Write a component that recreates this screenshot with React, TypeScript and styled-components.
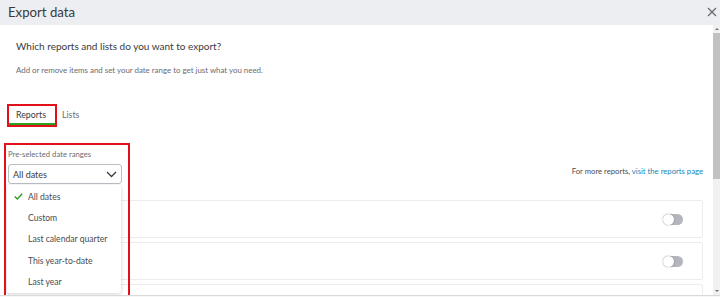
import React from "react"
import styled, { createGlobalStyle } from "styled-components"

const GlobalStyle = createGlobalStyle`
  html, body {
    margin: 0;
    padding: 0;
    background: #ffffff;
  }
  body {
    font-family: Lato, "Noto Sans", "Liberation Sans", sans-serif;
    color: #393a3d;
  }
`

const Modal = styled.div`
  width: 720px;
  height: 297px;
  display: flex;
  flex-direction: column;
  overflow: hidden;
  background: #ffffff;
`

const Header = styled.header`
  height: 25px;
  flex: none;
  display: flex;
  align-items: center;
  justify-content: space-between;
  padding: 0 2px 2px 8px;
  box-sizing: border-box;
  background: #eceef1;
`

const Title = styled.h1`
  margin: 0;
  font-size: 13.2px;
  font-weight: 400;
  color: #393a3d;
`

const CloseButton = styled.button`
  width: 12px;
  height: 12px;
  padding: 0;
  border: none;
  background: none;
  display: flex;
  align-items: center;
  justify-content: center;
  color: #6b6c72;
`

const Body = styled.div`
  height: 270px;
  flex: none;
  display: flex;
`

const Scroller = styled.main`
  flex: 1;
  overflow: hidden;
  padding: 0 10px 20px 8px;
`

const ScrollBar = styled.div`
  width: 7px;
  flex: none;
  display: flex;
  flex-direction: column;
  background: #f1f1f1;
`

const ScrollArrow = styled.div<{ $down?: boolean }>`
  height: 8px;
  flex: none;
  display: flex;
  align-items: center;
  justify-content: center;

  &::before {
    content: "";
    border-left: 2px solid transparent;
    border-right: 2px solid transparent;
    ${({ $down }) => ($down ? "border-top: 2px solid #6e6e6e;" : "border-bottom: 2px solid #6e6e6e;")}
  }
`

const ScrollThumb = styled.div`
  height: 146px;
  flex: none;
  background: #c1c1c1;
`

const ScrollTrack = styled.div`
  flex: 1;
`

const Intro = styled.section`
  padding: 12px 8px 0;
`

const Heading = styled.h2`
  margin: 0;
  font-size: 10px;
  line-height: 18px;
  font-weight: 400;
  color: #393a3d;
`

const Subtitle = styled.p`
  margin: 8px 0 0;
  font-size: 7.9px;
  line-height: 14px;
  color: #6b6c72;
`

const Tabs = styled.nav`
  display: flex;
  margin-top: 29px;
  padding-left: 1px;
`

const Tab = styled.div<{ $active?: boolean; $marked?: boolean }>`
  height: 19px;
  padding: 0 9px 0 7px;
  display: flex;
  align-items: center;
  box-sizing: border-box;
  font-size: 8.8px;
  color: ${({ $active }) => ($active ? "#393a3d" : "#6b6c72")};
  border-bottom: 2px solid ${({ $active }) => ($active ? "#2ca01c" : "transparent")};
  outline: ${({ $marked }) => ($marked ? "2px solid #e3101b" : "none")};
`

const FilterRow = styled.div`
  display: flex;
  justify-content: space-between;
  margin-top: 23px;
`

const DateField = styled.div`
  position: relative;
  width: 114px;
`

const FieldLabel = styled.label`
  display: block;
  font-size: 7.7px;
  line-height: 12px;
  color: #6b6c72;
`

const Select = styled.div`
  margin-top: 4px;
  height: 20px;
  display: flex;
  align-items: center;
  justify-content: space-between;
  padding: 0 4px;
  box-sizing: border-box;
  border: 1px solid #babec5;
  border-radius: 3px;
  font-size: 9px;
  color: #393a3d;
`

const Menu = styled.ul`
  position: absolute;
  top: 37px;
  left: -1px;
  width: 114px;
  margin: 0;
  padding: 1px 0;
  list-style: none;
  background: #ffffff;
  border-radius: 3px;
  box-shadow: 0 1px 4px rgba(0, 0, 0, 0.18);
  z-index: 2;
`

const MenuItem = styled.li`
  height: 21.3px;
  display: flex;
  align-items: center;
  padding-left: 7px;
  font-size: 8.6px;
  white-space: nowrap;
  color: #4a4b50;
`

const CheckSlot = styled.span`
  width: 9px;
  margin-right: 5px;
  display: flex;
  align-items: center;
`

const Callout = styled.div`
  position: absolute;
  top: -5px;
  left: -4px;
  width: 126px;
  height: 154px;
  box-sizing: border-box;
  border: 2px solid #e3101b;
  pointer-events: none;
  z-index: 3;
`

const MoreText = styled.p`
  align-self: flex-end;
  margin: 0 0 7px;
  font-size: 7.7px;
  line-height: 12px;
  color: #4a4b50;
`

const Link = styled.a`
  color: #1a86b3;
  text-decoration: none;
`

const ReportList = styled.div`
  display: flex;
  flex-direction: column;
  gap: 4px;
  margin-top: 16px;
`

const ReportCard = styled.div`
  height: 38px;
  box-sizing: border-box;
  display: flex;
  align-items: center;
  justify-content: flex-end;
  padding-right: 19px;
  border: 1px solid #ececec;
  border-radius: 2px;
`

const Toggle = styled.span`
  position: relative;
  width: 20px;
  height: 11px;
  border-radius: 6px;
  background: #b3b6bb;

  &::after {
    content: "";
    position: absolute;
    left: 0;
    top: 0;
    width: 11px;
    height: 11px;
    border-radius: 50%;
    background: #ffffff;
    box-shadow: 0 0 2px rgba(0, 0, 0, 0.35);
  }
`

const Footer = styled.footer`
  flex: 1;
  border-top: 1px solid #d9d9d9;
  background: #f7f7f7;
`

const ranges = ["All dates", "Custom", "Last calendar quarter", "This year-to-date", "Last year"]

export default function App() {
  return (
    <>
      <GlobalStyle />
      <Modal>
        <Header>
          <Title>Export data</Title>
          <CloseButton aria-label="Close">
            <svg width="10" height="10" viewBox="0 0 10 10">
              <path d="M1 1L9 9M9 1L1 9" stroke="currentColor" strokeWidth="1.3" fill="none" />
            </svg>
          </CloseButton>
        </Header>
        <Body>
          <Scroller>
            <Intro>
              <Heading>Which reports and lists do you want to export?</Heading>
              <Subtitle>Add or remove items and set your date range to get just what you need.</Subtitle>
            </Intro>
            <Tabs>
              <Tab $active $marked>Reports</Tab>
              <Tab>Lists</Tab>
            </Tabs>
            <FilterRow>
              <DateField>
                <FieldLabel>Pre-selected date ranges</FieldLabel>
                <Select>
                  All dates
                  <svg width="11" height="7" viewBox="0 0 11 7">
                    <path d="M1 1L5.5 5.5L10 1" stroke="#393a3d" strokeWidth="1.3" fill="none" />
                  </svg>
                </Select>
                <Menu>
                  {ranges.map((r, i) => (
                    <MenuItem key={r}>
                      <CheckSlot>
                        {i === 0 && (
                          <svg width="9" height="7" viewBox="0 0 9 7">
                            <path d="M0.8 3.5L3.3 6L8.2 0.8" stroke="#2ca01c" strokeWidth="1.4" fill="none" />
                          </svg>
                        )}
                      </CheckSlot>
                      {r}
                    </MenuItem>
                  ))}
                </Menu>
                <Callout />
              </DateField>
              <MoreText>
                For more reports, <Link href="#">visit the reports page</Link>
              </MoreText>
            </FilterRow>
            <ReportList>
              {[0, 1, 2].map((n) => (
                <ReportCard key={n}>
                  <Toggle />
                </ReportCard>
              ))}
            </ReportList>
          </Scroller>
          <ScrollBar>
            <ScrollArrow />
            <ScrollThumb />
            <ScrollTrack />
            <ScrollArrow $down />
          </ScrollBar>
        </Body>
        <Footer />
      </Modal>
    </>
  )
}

______

| Task to carry out |
Skipping the pictures, transcribe each line above exactly as it appears.

| Solution for this task |
Write a component that recreates this screenshot with React, TypeScript and styled-components.
import React from "react"
import styled, { createGlobalStyle } from "styled-components"

const GlobalStyle = createGlobalStyle`
  html, body {
    margin: 0;
    padding: 0;
    background: #ffffff;
  }
  body {
    font-family: Lato, "Noto Sans", "Liberation Sans", sans-serif;
    color: #393a3d;
  }
`

const Modal = styled.div`
  width: 720px;
  height: 297px;
  display: flex;
  flex-direction: column;
  overflow: hidden;
  background: #ffffff;
`

const Header = styled.header`
  height: 25px;
  flex: none;
  display: flex;
  align-items: center;
  justify-content: space-between;
  padding: 0 2px 2px 8px;
  box-sizing: border-box;
  background: #eceef1;
`

const Title = styled.h1`
  margin: 0;
  font-size: 13.2px;
  font-weight: 400;
  color: #393a3d;
`

const CloseButton = styled.button`
  width: 12px;
  height: 12px;
  padding: 0;
  border: none;
  background: none;
  display: flex;
  align-items: center;
  justify-content: center;
  color: #6b6c72;
`

const Body = styled.div`
  height: 270px;
  flex: none;
  display: flex;
`

const Scroller = styled.main`
  flex: 1;
  overflow: hidden;
  padding: 0 10px 20px 8px;
`

const ScrollBar = styled.div`
  width: 7px;
  flex: none;
  display: flex;
  flex-direction: column;
  background: #f1f1f1;
`

const ScrollArrow = styled.div<{ $down?: boolean }>`
  height: 8px;
  flex: none;
  display: flex;
  align-items: center;
  justify-content: center;

  &::before {
    content: "";
    border-left: 2px solid transparent;
    border-right: 2px solid transparent;
    ${({ $down }) => ($down ? "border-top: 2px solid #6e6e6e;" : "border-bottom: 2px solid #6e6e6e;")}
  }
`

const ScrollThumb = styled.div`
  height: 146px;
  flex: none;
  background: #c1c1c1;
`

const ScrollTrack = styled.div`
  flex: 1;
`

const Intro = styled.section`
  padding: 12px 8px 0;
`

const Heading = styled.h2`
  margin: 0;
  font-size: 10px;
  line-height: 18px;
  font-weight: 400;
  color: #393a3d;
`

const Subtitle = styled.p`
  margin: 8px 0 0;
  font-size: 7.9px;
  line-height: 14px;
  color: #6b6c72;
`

const Tabs = styled.nav`
  display: flex;
  margin-top: 29px;
  padding-left: 1px;
`

const Tab = styled.div<{ $active?: boolean; $marked?: boolean }>`
  height: 19px;
  padding: 0 9px 0 7px;
  display: flex;
  align-items: center;
  box-sizing: border-box;
  font-size: 8.8px;
  color: ${({ $active }) => ($active ? "#393a3d" : "#6b6c72")};
  border-bottom: 2px solid ${({ $active }) => ($active ? "#2ca01c" : "transparent")};
  outline: ${({ $marked }) => ($marked ? "2px solid #e3101b" : "none")};
`

const FilterRow = styled.div`
  display: flex;
  justify-content: space-between;
  margin-top: 23px;
`

const DateField = styled.div`
  position: relative;
  width: 114px;
`

const FieldLabel = styled.label`
  display: block;
  font-size: 7.7px;
  line-height: 12px;
  color: #6b6c72;
`

const Select = styled.div`
  margin-top: 4px;
  height: 20px;
  display: flex;
  align-items: center;
  justify-content: space-between;
  padding: 0 4px;
  box-sizing: border-box;
  border: 1px solid #babec5;
  border-radius: 3px;
  font-size: 9px;
  color: #393a3d;
`

const Menu = styled.ul`
  position: absolute;
  top: 37px;
  left: -1px;
  width: 114px;
  margin: 0;
  padding: 1px 0;
  list-style: none;
  background: #ffffff;
  border-radius: 3px;
  box-shadow: 0 1px 4px rgba(0, 0, 0, 0.18);
  z-index: 2;
`

const MenuItem = styled.li`
  height: 21.3px;
  display: flex;
  align-items: center;
  padding-left: 7px;
  font-size: 8.6px;
  white-space: nowrap;
  color: #4a4b50;
`

const CheckSlot = styled.span`
  width: 9px;
  margin-right: 5px;
  display: flex;
  align-items: center;
`

const Callout = styled.div`
  position: absolute;
  top: -5px;
  left: -4px;
  width: 126px;
  height: 154px;
  box-sizing: border-box;
  border: 2px solid #e3101b;
  pointer-events: none;
  z-index: 3;
`

const MoreText = styled.p`
  align-self: flex-end;
  margin: 0 0 7px;
  font-size: 7.7px;
  line-height: 12px;
  color: #4a4b50;
`

const Link = styled.a`
  color: #1a86b3;
  text-decoration: none;
`

const ReportList = styled.div`
  display: flex;
  flex-direction: column;
  gap: 4px;
  margin-top: 16px;
`

const ReportCard = styled.div`
  height: 38px;
  box-sizing: border-box;
  display: flex;
  align-items: center;
  justify-content: flex-end;
  padding-right: 19px;
  border: 1px solid #ececec;
  border-radius: 2px;
`

const Toggle = styled.span`
  position: relative;
  width: 20px;
  height: 11px;
  border-radius: 6px;
  background: #b3b6bb;

  &::after {
    content: "";
    position: absolute;
    left: 0;
    top: 0;
    width: 11px;
    height: 11px;
    border-radius: 50%;
    background: #ffffff;
    box-shadow: 0 0 2px rgba(0, 0, 0, 0.35);
  }
`

const Footer = styled.footer`
  flex: 1;
  border-top: 1px solid #d9d9d9;
  background: #f7f7f7;
`

const ranges = ["All dates", "Custom", "Last calendar quarter", "This year-to-date", "Last year"]

export default function App() {
  return (
    <>
      <GlobalStyle />
      <Modal>
        <Header>
          <Title>Export data</Title>
          <CloseButton aria-label="Close">
            <svg width="10" height="10" viewBox="0 0 10 10">
              <path d="M1 1L9 9M9 1L1 9" stroke="currentColor" strokeWidth="1.3" fill="none" />
            </svg>
          </CloseButton>
        </Header>
        <Body>
          <Scroller>
            <Intro>
              <Heading>Which reports and lists do you want to export?</Heading>
              <Subtitle>Add or remove items and set your date range to get just what you need.</Subtitle>
            </Intro>
            <Tabs>
              <Tab $active $marked>Reports</Tab>
              <Tab>Lists</Tab>
            </Tabs>
            <FilterRow>
              <DateField>
                <FieldLabel>Pre-selected date ranges</FieldLabel>
                <Select>
                  All dates
                  <svg width="11" height="7" viewBox="0 0 11 7">
                    <path d="M1 1L5.5 5.5L10 1" stroke="#393a3d" strokeWidth="1.3" fill="none" />
                  </svg>
                </Select>
                <Menu>
                  {ranges.map((r, i) => (
                    <MenuItem key={r}>
                      <CheckSlot>
                        {i === 0 && (
                          <svg width="9" height="7" viewBox="0 0 9 7">
                            <path d="M0.8 3.5L3.3 6L8.2 0.8" stroke="#2ca01c" strokeWidth="1.4" fill="none" />
                          </svg>
                        )}
                      </CheckSlot>
                      {r}
                    </MenuItem>
                  ))}
                </Menu>
                <Callout />
              </DateField>
              <MoreText>
                For more reports, <Link href="#">visit the reports page</Link>
              </MoreText>
            </FilterRow>
            <ReportList>
              {[0, 1, 2].map((n) => (
                <ReportCard key={n}>
                  <Toggle />
                </ReportCard>
              ))}
            </ReportList>
          </Scroller>
          <ScrollBar>
            <ScrollArrow />
            <ScrollThumb />
            <ScrollTrack />
            <ScrollArrow $down />
          </ScrollBar>
        </Body>
        <Footer />
      </Modal>
    </>
  )
}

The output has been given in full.